▶ [Required task]: Extract each line containing the string "React".

--

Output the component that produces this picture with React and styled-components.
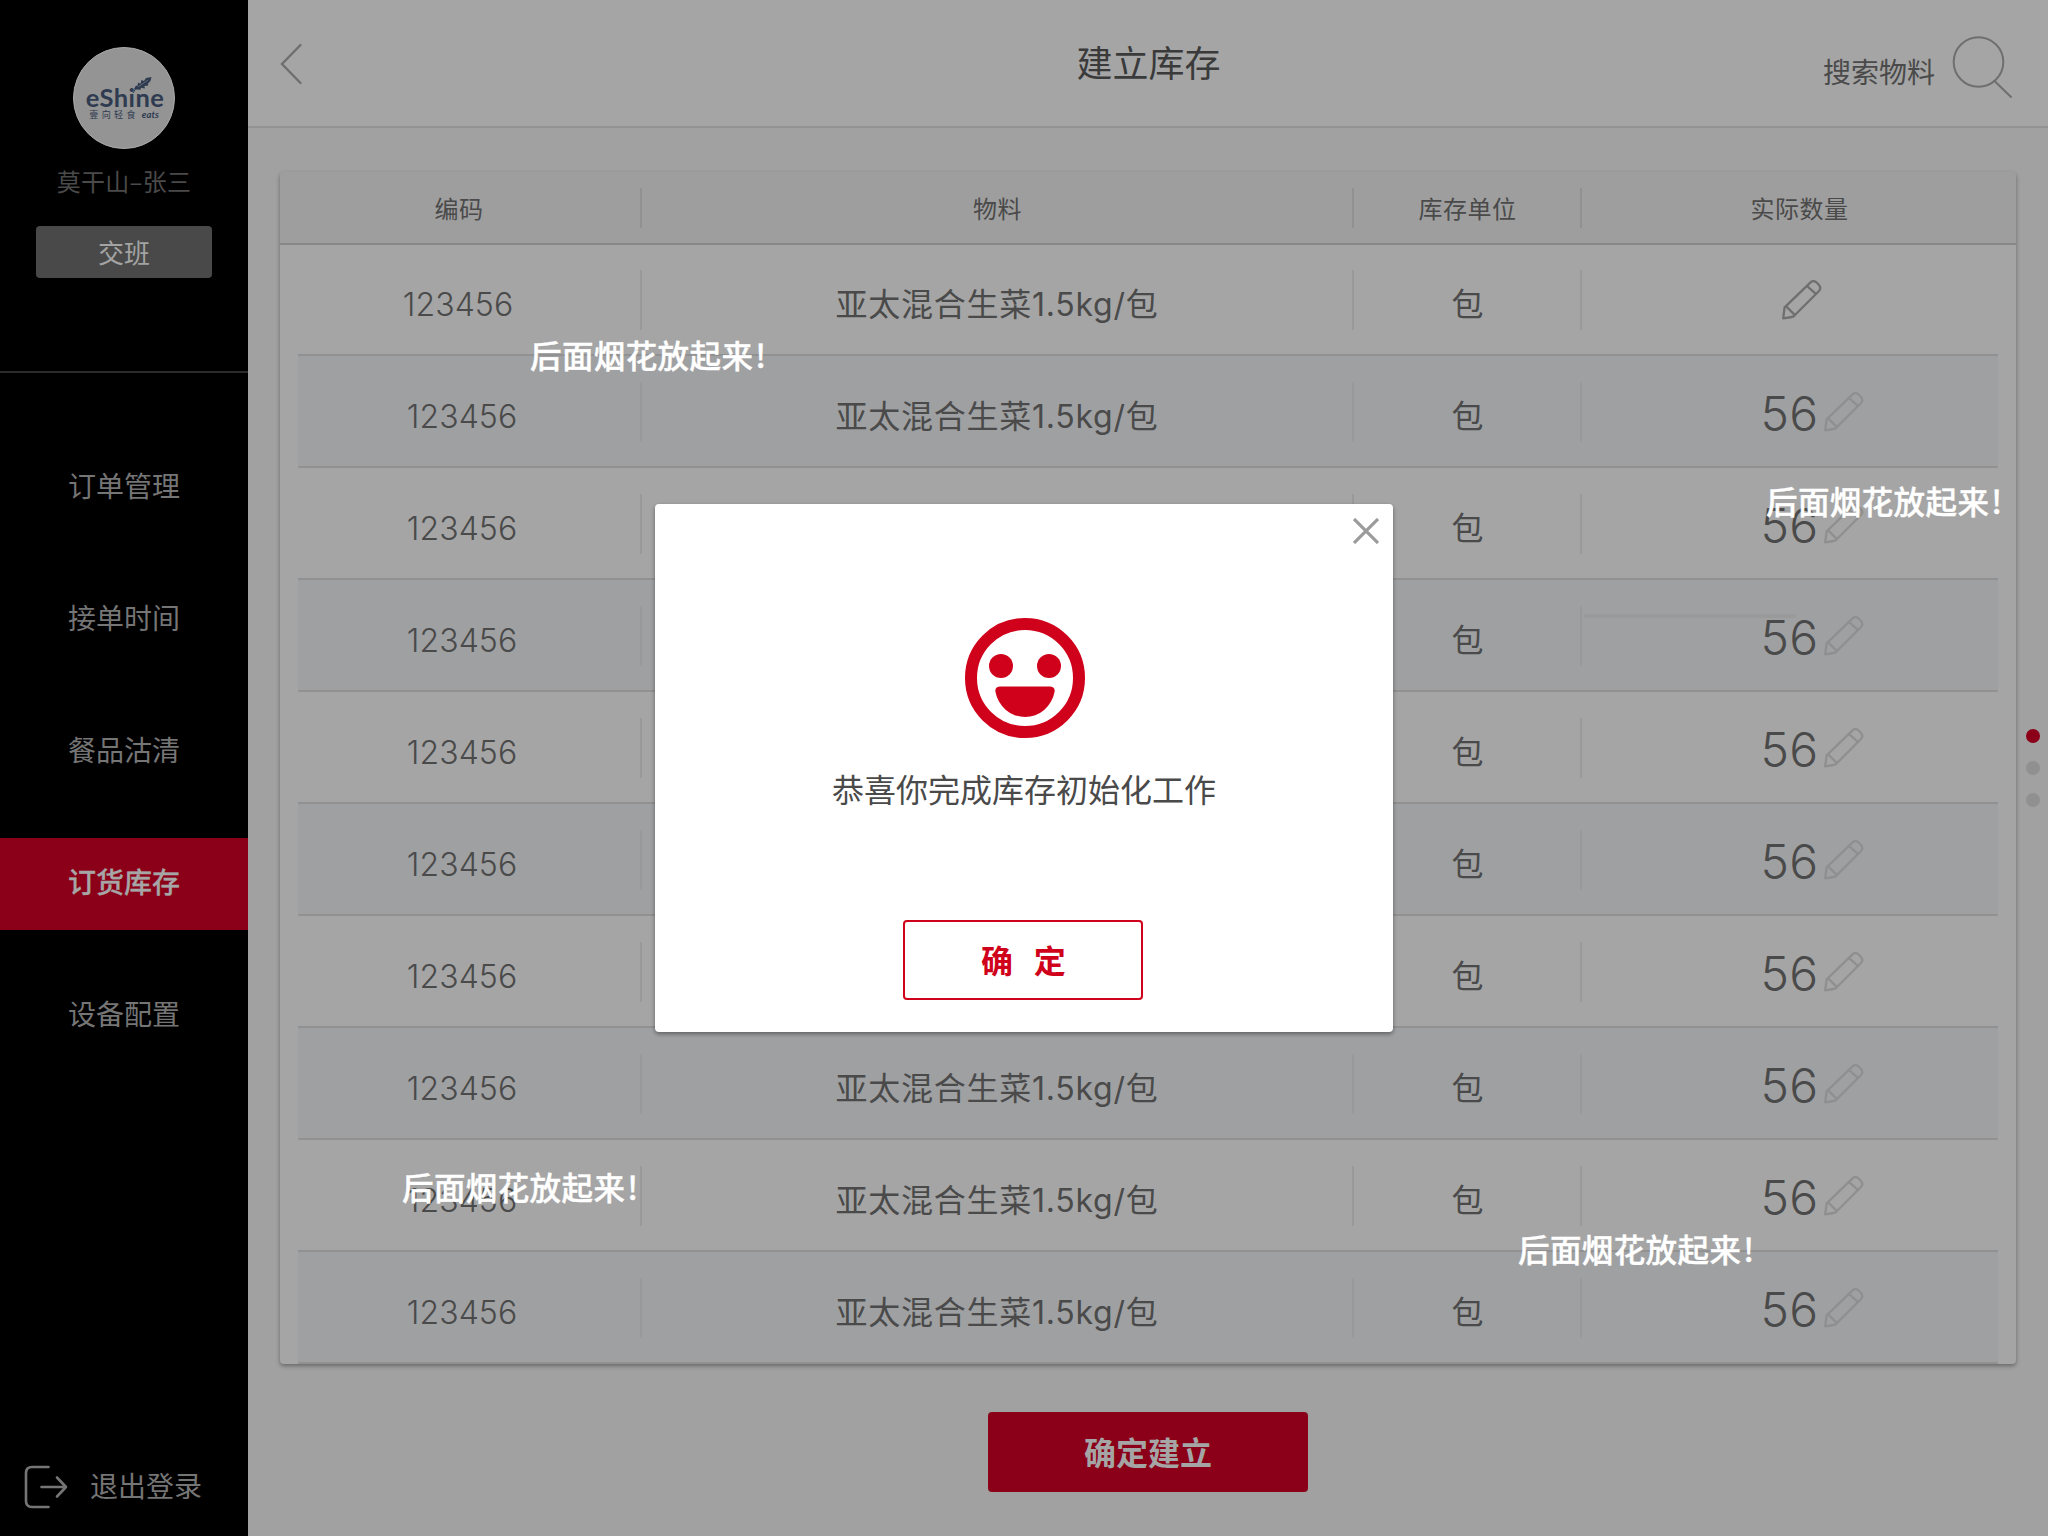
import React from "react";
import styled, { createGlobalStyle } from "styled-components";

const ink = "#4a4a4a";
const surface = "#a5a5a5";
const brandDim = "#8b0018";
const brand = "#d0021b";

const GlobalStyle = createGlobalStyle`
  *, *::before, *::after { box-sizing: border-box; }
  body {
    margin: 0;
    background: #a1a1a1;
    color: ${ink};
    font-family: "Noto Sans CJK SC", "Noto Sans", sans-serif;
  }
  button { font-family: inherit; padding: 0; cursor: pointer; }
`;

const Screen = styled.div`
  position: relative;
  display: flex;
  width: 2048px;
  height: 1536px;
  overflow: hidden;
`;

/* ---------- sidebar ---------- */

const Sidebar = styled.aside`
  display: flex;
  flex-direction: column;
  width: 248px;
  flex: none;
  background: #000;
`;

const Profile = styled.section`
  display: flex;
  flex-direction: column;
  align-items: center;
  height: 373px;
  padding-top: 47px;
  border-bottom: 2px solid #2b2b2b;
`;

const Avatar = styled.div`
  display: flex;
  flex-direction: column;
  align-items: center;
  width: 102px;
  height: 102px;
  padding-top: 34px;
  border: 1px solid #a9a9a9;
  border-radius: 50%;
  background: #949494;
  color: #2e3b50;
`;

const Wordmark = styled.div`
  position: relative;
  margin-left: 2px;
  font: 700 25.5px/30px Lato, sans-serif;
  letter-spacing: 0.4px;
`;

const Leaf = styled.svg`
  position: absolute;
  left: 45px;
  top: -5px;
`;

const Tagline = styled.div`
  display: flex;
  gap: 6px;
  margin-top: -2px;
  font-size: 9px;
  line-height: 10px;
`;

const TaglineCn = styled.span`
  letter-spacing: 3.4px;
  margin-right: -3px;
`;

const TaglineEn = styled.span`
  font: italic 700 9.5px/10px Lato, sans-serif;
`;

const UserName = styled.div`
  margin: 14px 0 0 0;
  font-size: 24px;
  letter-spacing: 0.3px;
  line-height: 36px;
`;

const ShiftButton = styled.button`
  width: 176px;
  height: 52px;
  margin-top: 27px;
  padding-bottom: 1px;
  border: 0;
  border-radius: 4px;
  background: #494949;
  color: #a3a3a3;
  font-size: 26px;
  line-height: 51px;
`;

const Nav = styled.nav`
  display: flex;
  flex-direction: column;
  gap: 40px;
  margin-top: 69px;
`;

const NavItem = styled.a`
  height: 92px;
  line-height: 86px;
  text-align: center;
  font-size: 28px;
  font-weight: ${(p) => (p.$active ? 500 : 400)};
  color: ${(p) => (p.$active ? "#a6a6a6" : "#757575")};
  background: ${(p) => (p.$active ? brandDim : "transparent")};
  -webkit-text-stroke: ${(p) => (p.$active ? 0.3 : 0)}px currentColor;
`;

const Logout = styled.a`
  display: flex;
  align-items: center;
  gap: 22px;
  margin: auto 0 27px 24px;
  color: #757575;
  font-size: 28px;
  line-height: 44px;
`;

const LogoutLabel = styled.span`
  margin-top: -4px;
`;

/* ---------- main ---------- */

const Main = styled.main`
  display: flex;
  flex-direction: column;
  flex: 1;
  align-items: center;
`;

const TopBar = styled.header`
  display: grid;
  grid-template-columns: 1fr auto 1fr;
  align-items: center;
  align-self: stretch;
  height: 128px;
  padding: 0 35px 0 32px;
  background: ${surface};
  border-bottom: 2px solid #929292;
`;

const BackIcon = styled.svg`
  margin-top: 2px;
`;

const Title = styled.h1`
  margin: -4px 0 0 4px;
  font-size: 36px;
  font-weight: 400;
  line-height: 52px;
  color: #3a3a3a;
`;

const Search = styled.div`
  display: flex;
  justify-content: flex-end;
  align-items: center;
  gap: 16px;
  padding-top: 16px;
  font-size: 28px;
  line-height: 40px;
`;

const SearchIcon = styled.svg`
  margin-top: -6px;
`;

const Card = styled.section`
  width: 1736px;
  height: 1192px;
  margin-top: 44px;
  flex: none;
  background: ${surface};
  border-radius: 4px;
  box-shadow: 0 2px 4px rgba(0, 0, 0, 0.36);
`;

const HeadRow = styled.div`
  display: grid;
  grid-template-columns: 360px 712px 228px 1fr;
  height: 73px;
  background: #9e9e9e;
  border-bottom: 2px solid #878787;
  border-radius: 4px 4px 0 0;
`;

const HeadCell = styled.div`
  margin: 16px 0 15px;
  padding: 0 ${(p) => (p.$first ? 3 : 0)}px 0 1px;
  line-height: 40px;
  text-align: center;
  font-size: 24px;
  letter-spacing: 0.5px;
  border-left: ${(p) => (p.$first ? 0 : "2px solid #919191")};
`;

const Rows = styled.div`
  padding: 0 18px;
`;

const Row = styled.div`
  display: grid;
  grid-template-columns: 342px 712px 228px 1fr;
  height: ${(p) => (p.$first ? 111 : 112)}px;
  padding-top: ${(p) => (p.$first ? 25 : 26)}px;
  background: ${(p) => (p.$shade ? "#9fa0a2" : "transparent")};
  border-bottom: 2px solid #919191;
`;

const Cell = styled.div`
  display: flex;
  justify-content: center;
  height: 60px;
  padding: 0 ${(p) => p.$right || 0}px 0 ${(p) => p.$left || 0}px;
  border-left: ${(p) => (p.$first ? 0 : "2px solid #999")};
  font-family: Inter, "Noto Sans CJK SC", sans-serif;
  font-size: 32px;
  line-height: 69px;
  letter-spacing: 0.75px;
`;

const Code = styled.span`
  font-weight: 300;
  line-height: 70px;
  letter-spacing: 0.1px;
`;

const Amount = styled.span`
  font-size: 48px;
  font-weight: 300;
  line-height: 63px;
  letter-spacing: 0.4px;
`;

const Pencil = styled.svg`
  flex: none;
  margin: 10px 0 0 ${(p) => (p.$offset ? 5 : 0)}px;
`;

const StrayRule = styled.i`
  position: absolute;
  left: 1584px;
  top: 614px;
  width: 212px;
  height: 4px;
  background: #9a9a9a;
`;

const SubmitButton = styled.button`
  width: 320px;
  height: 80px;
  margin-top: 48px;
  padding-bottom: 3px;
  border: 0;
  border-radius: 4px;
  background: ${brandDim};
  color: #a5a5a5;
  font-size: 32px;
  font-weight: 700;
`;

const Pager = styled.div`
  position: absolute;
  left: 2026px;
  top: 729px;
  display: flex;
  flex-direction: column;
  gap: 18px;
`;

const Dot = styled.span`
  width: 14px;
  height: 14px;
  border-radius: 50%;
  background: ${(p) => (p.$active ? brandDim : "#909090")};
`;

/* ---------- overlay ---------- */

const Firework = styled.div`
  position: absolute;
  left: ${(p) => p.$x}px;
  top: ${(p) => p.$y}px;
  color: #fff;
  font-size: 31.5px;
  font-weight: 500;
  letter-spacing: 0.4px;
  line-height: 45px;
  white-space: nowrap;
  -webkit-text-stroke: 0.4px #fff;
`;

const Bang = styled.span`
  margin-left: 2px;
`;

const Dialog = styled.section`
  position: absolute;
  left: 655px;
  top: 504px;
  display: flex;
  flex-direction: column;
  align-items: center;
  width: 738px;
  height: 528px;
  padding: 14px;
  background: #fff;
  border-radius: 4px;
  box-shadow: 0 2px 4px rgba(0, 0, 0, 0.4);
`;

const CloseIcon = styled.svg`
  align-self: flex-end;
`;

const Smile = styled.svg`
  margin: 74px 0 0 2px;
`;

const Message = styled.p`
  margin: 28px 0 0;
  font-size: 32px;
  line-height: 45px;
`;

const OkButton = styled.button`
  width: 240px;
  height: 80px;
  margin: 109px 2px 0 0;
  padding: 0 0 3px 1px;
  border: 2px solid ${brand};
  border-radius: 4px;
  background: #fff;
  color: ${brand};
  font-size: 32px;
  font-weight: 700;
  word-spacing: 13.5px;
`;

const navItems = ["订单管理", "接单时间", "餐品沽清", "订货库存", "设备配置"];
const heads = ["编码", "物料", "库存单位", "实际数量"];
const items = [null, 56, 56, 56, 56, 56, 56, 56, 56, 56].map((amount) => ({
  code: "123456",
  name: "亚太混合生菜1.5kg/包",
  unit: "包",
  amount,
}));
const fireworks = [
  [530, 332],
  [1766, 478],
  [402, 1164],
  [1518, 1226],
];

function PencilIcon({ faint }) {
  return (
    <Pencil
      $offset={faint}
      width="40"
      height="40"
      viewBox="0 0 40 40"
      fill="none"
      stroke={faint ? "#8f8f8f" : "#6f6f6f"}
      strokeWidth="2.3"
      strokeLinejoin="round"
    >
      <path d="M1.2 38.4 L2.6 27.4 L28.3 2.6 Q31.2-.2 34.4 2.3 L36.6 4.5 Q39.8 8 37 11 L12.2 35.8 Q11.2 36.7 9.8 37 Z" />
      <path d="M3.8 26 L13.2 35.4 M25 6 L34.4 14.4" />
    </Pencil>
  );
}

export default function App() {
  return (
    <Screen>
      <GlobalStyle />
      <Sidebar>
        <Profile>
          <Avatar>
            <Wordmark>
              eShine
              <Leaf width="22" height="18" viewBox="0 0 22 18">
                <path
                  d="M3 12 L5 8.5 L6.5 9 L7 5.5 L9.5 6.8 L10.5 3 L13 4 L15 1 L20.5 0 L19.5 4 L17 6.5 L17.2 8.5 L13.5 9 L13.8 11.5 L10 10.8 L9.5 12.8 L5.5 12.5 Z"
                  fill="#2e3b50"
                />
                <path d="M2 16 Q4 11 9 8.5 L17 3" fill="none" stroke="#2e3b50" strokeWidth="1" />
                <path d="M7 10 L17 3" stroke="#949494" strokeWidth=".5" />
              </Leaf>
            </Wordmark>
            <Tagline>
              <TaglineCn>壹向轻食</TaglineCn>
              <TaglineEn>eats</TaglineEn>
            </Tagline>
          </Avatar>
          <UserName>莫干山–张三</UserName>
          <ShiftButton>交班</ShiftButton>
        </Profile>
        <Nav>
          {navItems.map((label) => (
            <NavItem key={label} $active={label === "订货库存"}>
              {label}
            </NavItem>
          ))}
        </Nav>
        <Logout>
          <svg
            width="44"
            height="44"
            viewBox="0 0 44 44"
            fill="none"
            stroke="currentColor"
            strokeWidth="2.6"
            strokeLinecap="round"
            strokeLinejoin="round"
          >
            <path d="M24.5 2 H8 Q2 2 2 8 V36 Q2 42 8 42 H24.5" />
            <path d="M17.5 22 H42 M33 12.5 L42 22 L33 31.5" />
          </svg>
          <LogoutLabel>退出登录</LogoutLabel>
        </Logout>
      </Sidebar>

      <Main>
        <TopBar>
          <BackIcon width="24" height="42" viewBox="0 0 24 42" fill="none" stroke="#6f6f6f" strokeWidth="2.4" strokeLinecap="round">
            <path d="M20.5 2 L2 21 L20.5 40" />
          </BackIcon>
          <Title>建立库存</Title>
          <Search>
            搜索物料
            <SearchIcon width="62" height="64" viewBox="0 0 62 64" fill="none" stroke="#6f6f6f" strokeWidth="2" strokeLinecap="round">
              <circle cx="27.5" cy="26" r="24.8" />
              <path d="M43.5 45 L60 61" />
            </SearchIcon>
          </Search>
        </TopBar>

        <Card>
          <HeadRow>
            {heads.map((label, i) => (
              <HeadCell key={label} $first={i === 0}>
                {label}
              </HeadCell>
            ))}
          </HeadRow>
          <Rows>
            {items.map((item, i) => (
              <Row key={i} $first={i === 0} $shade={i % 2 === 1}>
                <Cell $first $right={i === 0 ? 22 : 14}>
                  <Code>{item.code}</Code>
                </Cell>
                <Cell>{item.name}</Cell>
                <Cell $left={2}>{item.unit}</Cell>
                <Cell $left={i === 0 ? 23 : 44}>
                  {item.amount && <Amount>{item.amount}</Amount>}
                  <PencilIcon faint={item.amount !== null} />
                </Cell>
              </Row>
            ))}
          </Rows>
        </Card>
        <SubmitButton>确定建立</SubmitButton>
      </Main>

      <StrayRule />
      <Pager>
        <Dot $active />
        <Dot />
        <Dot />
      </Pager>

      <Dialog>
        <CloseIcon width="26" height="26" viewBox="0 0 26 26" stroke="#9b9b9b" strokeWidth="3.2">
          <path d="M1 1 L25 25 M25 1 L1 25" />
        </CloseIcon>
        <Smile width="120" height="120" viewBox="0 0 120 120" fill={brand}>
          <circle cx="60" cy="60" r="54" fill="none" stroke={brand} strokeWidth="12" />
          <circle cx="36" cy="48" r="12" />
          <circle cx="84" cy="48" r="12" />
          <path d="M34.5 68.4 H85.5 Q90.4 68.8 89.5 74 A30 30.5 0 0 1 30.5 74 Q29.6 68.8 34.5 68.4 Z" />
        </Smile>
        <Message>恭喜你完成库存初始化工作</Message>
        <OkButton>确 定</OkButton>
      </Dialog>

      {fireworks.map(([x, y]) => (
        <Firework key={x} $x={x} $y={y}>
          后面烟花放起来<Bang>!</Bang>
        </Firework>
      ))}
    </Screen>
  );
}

--

▶ [Result]:
Output the component that produces this picture with React and styled-components.
import React from "react";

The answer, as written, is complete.